50. Ranges of knowledge : KENS
A “ken” is a range of knowledge or understanding. One might say, “that is beyond our ken, beyond our perception”.
53. Comics character with a wrist radio : TRACY
The “Dick Tracy” comic strip was created way back in 1931 by Chester Gould. Dick Tracy was always up to date with the latest crime fighting techniques and gadgets, and even had a few that weren’t in use in real life. Tracy’s most famous gadget was his two-way wrist radio, something he started using in 1946. The radio got an upgrade in 1964 when it became a two-way wrist TV!
58. Asia’s ___ Sea : ARAL
The Aral Sea is another great example of how man can have a devastating effect on the environment. In the early sixties the Aral Sea covered 68,000 square miles of Central Asia. Soviet Union irrigation projects drained the lake to such an extent that today the total area is less than 7,000 square miles, with 90% of the lake now completely dry. Sad …
59. To be, to Brigitte : ETRE
Etre is the French word for “to be”.
62. Jolly sounds : HOS
Ho! Ho! Ho! It’s nearly Christmas. Break out the credit cards …

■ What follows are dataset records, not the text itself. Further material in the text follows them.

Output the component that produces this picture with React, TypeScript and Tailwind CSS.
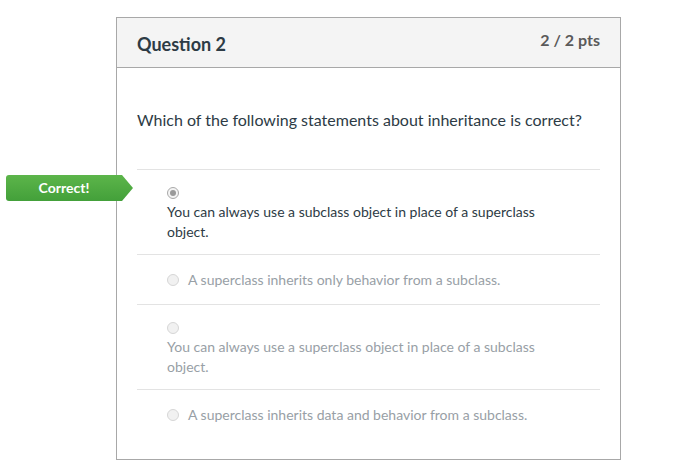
const options = [
  { text: "You can always use a subclass object in place of a superclass object.", stacked: true, selected: true },
  { text: "A superclass inherits only behavior from a subclass.", stacked: false, selected: false },
  { text: "You can always use a superclass object in place of a subclass object.", stacked: true, selected: false },
  { text: "A superclass inherits data and behavior from a subclass.", stacked: false, selected: false },
]

const Radio = ({ selected }: { selected: boolean }) => (
  <span
    className={
      selected
        ? "inline-flex h-[12px] w-[12px] shrink-0 items-center justify-center rounded-full border border-[#a9a9a9] bg-[#f4f4f4]"
        : "inline-block h-[12px] w-[12px] shrink-0 rounded-full border border-[#d6d6d6] bg-[#f1f1f1]"
    }
  >
    {selected && <span className="h-[6px] w-[6px] rounded-full bg-[#9a9a9a]" />}
  </span>
)

export default function App() {
  return (
    <div className="min-h-[474px] bg-white pl-[116px] pt-[17px] font-['Lato','Open_Sans',sans-serif]">
      <div className="w-[505px] border border-[#a8a8a8] bg-white">
        <div className="flex h-[50px] items-start justify-between border-b border-[#a8a8a8] bg-[#f4f4f4] px-[20px]">
          <h2 className="pt-[13px] text-[18px] font-bold leading-[26px] text-[#2d3b45]">Question 2</h2>
          <span className="pt-[10px] text-[16px] font-bold leading-[24px] text-[#5a5a5a]">2 / 2 pts</span>
        </div>
        <div className="px-[20px] pb-[20px]">
          <p className="pt-[40px] pb-[37px] text-[16px] leading-[24px] text-[#2d3b45]">
            Which of the following statements about inheritance is correct?
          </p>
          <div>
            {options.map((o, i) => (
              <div key={i} className="relative border-t border-[#e3e3e3] py-[12px] pl-[30px] pr-[60px] text-[14px] leading-[20px]">
                {o.selected && (
                  <div className="absolute left-[-131px] top-[5px] flex h-[26px] w-[127px] items-center justify-center rounded-l-[3px] bg-gradient-to-b from-[#5cb54a] to-[#43a03a] pr-[11px] text-[14px] font-bold text-white [clip-path:polygon(0_0,calc(100%-11px)_0,100%_50%,calc(100%-11px)_100%,0_100%)]">
                    Correct!
                  </div>
                )}
                {o.stacked ? (
                  <div>
                    <div className="flex h-[20px] items-center pt-[1px]">
                      <Radio selected={o.selected} />
                    </div>
                    <div className={o.selected ? "text-[#2d3b45]" : "text-[#98a0a6]"}>{o.text}</div>
                  </div>
                ) : (
                  <div className="flex items-center gap-[9px] pt-[3px] pb-[2px]">
                    <Radio selected={o.selected} />
                    <span className={o.selected ? "text-[#2d3b45]" : "text-[#98a0a6]"}>{o.text}</span>
                  </div>
                )}
              </div>
            ))}
          </div>
        </div>
      </div>
    </div>
  )
}
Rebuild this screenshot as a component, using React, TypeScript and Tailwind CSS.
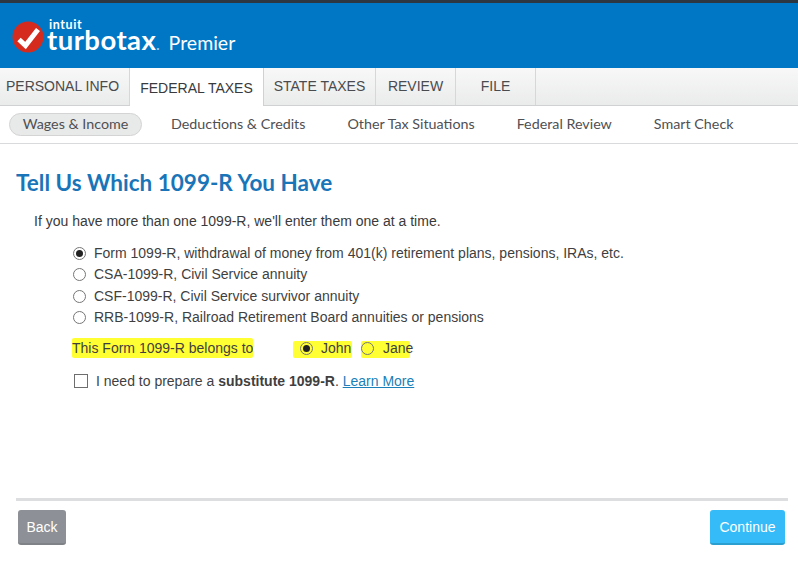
const tabs = [
  { label: "PERSONAL INFO", width: "w-[130px] pr-[4px]" },
  { label: "FEDERAL TAXES", width: "w-[134px]", active: true },
  { label: "STATE TAXES", width: "w-[112px]" },
  { label: "REVIEW", width: "w-[80px]" },
  { label: "FILE", width: "w-[80px]" },
];

const forms = [
  "Form 1099-R, withdrawal of money from 401(k) retirement plans, pensions, IRAs, etc.",
  "CSA-1099-R, Civil Service annuity",
  "CSF-1099-R, Civil Service survivor annuity",
  "RRB-1099-R, Railroad Retirement Board annuities or pensions",
];

function Radio({ checked }: { checked?: boolean }) {
  return (
    <span className="flex h-[13px] w-[13px] shrink-0 items-center justify-center rounded-full border border-[#767676] bg-transparent">
      {checked && <span className="h-[7px] w-[7px] rounded-full bg-[#222]" />}
    </span>
  );
}

function Logo() {
  return (
    <div className="flex items-center pl-3">
      <svg width="32" height="32" viewBox="0 0 32 32" className="mt-[6px] shrink-0">
        <circle cx="16" cy="16" r="15.5" fill="#d52b1e" />
        <path d="M7 18.5l6.5 6L26 8.5" fill="none" stroke="#fff" strokeWidth="5" />
      </svg>
      <div className="ml-[3px] flex flex-col text-white">
        <span className="ml-[2px] mt-[5px] h-[9px] font-['Lato',sans-serif] text-[12.5px] font-bold leading-[9px] tracking-[0.6px]">
          intuit
        </span>
        <div className="mt-[-3px] flex h-[27px] items-baseline">
          <span className="font-['Lato',sans-serif] text-[27.5px] font-bold leading-[27px] tracking-[0.45px]">turbotax</span>
          <span className="font-['Lato',sans-serif] text-[14px] font-bold leading-[27px] text-[#9fd0ee]">.</span>
          <span className="ml-[9px] font-['Lato',sans-serif] text-[19.5px] leading-[27px]">Premier</span>
        </div>
      </div>
    </div>
  );
}

export default function App() {
  return (
    <div className="flex h-[577px] w-[798px] flex-col overflow-hidden bg-white font-['Liberation_Sans',sans-serif] text-[#393a3d]">
      <header className="h-[68px] shrink-0 border-t-[3px] border-[#2d3741] bg-[#0077c5] pt-[12px]">
        <Logo />
      </header>

      <nav className="flex h-[38px] shrink-0 border-b border-[#cfd1d3] bg-gradient-to-b from-[#f8f8f8] to-[#eaebeb]">
        {tabs.map((tab) => (
          <div
            key={tab.label}
            className={
              tab.active
                ? `${tab.width} -mb-px flex items-center justify-center border-r border-[#cfd1d3] bg-white pt-[2px] text-[14px] text-[#393a3d]`
                : `${tab.width} flex items-center justify-center border-r border-[#d6d7d8] text-[14px] text-[#4a4b4e]`
            }
          >
            {tab.label}
          </div>
        ))}
      </nav>

      <div className="flex h-[38px] shrink-0 items-center border-b border-[#d9dadb] pb-[1px] pl-[9px] font-['Lato',sans-serif] text-[14.3px] text-[#4f5053]">
        <span className="flex h-[23px] w-[133px] items-center justify-center rounded-full border border-[#d4d4d4] bg-[#e8e9e9]">
          Wages &amp; Income
        </span>
        <span className="ml-[29px]">Deductions &amp; Credits</span>
        <span className="ml-[42px]">Other Tax Situations</span>
        <span className="ml-[42px]">Federal Review</span>
        <span className="ml-[42px]">Smart Check</span>
      </div>

      <main className="flex min-h-0 flex-1 flex-col pl-4 pr-[10px]">
        <h1 className="mt-[25px] font-['Lato',sans-serif] text-[22.5px] font-bold leading-[28px] text-[#1a75b8]">
          Tell Us Which 1099-R You Have
        </h1>

        <p className="ml-[18px] mt-[14px] text-[14px] leading-[20px] text-[#3a3a3a]">
          If you have more than one 1099-R, we'll enter them one at a time.
        </p>

        <div className="ml-[57px] mt-[12px] flex flex-col gap-[1.5px]">
          {forms.map((form, i) => (
            <label key={form} className="flex h-[20px] items-center gap-[8px] text-[14px] text-[#3f3f3f]">
              <Radio checked={i === 0} />
              {form}
            </label>
          ))}
        </div>

        <div className="ml-[56px] mt-[10.5px] flex h-[20px] items-end whitespace-nowrap text-[14px] text-[#3f3f3f]">
          <span className="flex h-[20px] w-[181px] items-center rounded-[2px] bg-[#ffff33]">This Form 1099-R belongs to</span>
          <span className="ml-[40px] flex h-[17px] w-[59px] items-center gap-[8px] rounded-[2px] bg-[#ffff33] pb-[3px] pl-[7px]">
            <Radio checked />
            John
          </span>
          <span className="ml-[9px] flex h-[17px] w-[49px] items-center gap-[9px] rounded-[2px] bg-[#ffff33] pb-[3px]">
            <Radio />
            Jane
          </span>
        </div>

        <label className="ml-[58px] mt-[12px] flex h-[22px] items-center gap-[8px] text-[14px] text-[#3f3f3f]">
          <span className="h-[14px] w-[14px] shrink-0 border border-[#6e6e6e]" />
          <span>
            I need to prepare a <b className="font-bold">substitute 1099-R</b>.{" "}
            <a className="text-[#1b7fb8] underline">Learn More</a>
          </span>
        </label>

        <div className="mt-auto border-t-[3px] border-[#dcdedf] pb-[32px] pt-[9px]">
          <div className="flex items-start justify-between pl-[2px] pr-[3px]">
            <button className="h-[35px] w-[48px] rounded-[3px] border-b-2 border-[#7f8286] bg-[#8d9096] pt-[2px] text-[14px] text-white">
              Back
            </button>
            <button className="h-[35px] w-[75px] rounded-[3px] border-b-2 border-[#2a9fd0] bg-[#35bcf8] pt-[2px] text-[14px] text-white">
              Continue
            </button>
          </div>
        </div>
      </main>
    </div>
  );
}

63. Prez who said “If you can’t stand the heat, get out of the kitchen” : HST
Harry Truman wanted to go to West Point, having served with the Missouri Army National Guard on active duty in WWI, but he couldn’t get in because of his poor eyesight. He didn’t have the money to get into college anywhere else. He did, however, study for two years towards a law degree at the Kansas City Law School in the twenties, but never finished. So, Harry S. Truman was the only US President who did not have a college degree.
64. Ballpark fig. : EST
The use of “ballpark” as an estimate only dates back to the space program, and was first used around 1960. The idea was that the area in which a returning spacecraft was expected to splash down was something broad but had predictable dimensions.